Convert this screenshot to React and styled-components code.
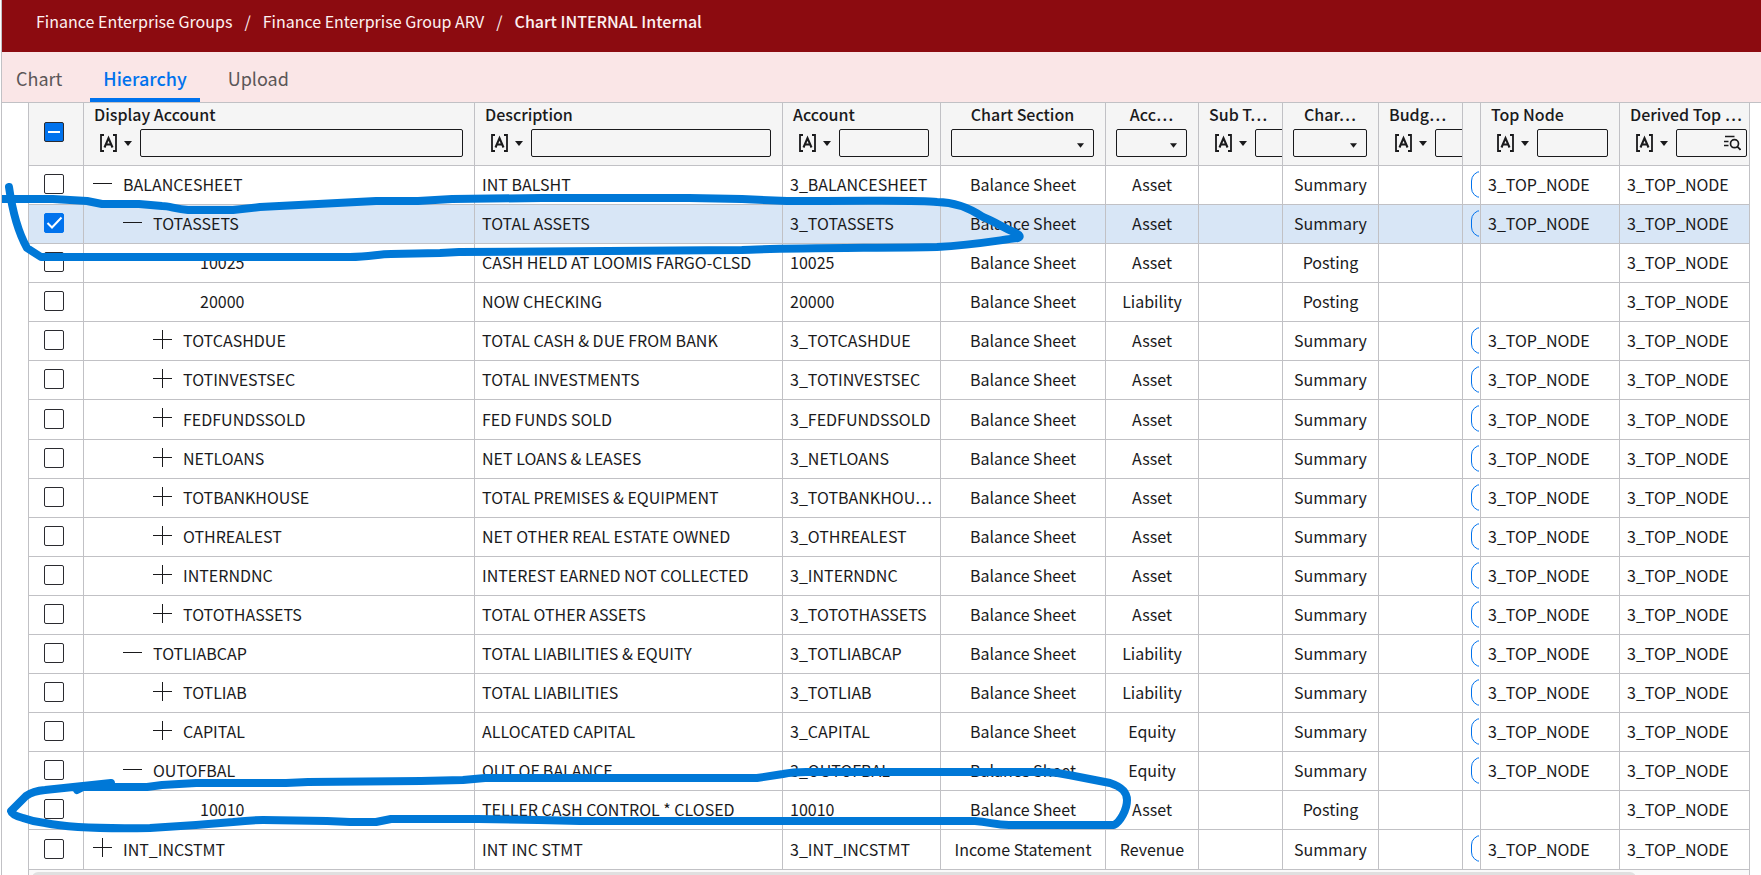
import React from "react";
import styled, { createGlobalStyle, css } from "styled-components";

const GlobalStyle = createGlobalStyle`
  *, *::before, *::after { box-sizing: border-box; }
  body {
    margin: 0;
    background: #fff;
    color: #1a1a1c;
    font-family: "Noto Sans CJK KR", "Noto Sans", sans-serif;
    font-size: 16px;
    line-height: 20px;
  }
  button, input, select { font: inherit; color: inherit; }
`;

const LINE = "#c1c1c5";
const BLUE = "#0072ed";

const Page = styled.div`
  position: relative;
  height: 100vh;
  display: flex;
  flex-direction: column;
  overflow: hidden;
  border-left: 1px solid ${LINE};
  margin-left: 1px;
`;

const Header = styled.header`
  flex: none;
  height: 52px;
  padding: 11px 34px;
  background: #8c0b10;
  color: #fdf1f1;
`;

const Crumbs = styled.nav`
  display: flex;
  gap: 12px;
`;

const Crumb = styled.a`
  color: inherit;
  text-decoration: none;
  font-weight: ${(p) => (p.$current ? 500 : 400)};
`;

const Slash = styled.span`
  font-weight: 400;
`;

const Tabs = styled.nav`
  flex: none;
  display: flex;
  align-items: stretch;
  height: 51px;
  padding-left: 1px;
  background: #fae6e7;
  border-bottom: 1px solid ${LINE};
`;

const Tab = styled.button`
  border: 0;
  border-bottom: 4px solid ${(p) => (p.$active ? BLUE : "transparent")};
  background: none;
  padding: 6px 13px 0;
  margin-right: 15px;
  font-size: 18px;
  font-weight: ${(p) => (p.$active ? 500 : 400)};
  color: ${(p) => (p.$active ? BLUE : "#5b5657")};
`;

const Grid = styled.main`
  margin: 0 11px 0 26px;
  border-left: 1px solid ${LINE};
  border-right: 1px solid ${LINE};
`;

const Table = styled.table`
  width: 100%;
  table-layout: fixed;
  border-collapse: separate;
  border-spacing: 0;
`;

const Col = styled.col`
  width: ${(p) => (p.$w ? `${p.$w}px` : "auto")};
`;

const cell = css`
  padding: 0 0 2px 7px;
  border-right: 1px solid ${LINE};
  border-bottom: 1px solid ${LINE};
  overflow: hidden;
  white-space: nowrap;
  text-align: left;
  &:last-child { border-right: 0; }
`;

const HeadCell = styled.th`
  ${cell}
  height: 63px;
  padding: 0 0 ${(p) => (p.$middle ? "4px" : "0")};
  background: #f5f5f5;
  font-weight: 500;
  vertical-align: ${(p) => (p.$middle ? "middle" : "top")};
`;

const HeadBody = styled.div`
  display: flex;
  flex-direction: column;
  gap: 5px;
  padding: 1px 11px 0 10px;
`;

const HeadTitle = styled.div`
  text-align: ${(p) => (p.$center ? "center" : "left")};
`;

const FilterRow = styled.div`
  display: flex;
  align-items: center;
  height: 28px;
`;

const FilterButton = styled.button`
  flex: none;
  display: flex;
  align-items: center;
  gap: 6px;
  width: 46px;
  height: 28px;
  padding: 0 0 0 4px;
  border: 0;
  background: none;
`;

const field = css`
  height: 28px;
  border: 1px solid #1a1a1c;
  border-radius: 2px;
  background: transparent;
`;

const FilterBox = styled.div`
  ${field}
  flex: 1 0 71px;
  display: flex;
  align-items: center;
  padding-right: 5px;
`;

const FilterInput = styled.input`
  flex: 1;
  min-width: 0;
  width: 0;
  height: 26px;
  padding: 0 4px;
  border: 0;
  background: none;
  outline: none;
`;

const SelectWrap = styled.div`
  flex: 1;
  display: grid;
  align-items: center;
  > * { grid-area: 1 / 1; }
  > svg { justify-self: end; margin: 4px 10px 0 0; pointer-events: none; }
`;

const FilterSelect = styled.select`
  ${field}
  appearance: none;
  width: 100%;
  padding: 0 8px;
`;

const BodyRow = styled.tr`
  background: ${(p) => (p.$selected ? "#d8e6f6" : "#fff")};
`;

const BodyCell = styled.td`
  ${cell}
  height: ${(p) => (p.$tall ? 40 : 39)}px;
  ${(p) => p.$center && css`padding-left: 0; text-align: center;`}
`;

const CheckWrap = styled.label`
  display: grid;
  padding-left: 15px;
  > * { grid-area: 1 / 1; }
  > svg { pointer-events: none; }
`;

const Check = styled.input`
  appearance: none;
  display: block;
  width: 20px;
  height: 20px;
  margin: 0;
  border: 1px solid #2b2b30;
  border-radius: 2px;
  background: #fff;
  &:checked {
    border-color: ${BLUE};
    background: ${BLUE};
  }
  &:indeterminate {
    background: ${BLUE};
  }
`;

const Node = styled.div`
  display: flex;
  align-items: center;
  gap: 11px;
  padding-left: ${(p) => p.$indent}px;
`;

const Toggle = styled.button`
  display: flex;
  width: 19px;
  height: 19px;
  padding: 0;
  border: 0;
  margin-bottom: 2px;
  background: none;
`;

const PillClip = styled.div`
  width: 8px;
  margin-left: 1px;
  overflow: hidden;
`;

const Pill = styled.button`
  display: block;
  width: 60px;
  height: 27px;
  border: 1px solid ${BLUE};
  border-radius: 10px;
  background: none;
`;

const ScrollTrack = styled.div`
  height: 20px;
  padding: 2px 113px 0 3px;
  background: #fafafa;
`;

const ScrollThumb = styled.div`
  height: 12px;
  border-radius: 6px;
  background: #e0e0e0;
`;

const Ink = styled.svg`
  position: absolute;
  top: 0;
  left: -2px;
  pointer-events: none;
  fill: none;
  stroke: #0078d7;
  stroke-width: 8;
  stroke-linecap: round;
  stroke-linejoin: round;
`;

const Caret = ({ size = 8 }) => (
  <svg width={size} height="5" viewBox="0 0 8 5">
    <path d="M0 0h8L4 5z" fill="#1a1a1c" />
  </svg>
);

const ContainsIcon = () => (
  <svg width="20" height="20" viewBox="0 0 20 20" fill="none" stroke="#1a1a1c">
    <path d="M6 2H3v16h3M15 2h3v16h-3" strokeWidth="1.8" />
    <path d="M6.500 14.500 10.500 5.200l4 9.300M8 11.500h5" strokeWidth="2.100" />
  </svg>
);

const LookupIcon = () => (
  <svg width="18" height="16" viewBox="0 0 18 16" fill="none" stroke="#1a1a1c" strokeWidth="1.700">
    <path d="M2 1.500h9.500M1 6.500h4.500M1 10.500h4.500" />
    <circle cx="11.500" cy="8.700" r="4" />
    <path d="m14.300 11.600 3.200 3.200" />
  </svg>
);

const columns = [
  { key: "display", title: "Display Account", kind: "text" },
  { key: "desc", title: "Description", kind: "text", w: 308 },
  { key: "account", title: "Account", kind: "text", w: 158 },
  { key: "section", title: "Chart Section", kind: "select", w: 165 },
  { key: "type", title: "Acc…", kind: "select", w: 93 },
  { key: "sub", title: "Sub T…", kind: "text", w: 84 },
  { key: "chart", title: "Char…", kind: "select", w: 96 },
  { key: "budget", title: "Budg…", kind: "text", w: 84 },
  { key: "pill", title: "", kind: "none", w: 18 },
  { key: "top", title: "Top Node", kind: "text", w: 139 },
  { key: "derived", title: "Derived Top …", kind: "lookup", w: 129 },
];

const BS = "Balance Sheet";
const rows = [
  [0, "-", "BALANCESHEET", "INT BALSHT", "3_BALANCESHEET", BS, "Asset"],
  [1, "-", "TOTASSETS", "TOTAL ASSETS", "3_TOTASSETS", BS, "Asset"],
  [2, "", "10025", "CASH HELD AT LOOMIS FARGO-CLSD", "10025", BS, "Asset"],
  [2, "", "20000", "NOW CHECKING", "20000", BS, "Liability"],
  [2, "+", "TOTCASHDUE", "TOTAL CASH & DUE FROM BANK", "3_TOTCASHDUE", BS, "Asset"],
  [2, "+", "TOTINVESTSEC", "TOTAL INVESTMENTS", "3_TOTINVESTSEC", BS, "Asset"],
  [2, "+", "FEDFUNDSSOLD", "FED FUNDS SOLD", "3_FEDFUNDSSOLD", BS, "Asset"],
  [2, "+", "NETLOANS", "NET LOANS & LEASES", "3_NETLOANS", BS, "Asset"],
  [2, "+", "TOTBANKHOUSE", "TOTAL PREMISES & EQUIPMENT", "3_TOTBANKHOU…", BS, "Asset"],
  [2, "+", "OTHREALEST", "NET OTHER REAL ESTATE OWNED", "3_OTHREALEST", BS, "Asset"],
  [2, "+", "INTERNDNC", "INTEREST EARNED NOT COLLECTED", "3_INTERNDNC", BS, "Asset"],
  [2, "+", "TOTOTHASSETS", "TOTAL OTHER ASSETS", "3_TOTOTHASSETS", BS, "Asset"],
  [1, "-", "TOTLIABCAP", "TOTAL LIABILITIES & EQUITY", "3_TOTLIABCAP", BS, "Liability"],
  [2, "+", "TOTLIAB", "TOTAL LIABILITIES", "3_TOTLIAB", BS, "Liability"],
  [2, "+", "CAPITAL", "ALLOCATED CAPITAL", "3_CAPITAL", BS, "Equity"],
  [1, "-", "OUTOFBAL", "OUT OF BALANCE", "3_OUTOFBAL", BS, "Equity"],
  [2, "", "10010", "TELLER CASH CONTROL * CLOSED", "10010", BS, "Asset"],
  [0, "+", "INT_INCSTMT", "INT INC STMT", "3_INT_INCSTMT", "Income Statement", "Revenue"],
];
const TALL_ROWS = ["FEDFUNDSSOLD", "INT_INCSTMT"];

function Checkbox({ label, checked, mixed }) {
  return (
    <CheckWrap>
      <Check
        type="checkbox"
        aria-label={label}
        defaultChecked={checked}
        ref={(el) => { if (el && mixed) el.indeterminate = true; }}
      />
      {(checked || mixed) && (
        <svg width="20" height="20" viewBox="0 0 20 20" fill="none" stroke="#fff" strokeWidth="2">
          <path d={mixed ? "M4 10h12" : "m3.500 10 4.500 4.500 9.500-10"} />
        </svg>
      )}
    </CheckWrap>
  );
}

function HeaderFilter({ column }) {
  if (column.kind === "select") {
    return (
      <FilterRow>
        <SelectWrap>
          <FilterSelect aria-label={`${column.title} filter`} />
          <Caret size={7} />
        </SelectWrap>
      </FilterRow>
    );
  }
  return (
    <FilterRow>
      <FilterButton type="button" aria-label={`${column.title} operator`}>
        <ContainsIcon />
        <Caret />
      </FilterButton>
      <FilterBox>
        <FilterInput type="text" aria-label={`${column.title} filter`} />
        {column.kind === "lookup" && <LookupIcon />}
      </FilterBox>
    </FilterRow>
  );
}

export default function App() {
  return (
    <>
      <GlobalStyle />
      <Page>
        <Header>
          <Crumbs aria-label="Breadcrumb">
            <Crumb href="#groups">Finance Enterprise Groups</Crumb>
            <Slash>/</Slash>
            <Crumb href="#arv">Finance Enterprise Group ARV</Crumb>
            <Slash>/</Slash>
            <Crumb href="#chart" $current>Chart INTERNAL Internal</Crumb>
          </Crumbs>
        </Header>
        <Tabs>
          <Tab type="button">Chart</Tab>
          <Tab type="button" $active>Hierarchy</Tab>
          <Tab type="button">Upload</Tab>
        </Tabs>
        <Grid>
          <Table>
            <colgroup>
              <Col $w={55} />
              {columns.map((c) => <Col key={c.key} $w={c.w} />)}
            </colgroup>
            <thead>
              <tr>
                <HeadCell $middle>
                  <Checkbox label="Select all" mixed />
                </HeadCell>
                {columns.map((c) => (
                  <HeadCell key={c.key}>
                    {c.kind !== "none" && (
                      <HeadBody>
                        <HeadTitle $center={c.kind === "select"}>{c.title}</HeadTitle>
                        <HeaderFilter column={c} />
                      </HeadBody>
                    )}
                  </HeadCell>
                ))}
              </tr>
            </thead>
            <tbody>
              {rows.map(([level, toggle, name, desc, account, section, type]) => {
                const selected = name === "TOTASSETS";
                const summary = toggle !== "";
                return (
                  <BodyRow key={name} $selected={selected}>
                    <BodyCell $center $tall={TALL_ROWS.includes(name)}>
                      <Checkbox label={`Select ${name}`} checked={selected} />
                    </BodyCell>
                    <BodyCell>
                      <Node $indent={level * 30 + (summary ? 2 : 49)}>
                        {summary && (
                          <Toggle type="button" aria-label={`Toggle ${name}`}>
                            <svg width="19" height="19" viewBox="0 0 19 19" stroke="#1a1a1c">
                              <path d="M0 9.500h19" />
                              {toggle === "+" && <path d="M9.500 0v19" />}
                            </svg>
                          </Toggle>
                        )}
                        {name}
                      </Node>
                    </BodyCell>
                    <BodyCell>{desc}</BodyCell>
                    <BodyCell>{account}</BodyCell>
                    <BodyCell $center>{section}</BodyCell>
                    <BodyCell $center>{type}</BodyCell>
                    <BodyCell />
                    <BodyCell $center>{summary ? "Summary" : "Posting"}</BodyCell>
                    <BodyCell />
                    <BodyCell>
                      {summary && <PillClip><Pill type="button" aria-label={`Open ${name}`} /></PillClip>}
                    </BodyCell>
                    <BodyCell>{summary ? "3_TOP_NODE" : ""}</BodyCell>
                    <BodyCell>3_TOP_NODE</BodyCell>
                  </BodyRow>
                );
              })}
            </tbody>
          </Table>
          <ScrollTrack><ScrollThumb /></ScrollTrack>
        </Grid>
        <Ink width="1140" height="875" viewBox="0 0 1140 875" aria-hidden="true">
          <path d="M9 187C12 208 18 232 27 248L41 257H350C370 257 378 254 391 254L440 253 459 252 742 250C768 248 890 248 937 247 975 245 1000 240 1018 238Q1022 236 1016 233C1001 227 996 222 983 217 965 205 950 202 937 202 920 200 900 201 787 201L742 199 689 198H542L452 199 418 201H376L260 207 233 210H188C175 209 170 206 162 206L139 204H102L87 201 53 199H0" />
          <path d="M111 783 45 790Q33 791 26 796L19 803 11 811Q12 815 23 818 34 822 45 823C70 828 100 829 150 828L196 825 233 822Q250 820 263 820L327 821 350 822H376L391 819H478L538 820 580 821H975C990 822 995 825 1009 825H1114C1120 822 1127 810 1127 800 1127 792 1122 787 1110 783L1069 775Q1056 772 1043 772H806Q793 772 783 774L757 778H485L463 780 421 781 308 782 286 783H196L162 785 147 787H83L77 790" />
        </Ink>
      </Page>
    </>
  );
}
# # # # #
## [AIM OF THE EXERCISE]
Select and copy each line from the data that includes the word "components".

## [TASK OUTPUT]
Convert this screenshot to React and styled-components code.
import styled, { createGlobalStyle, css } from "styled-components";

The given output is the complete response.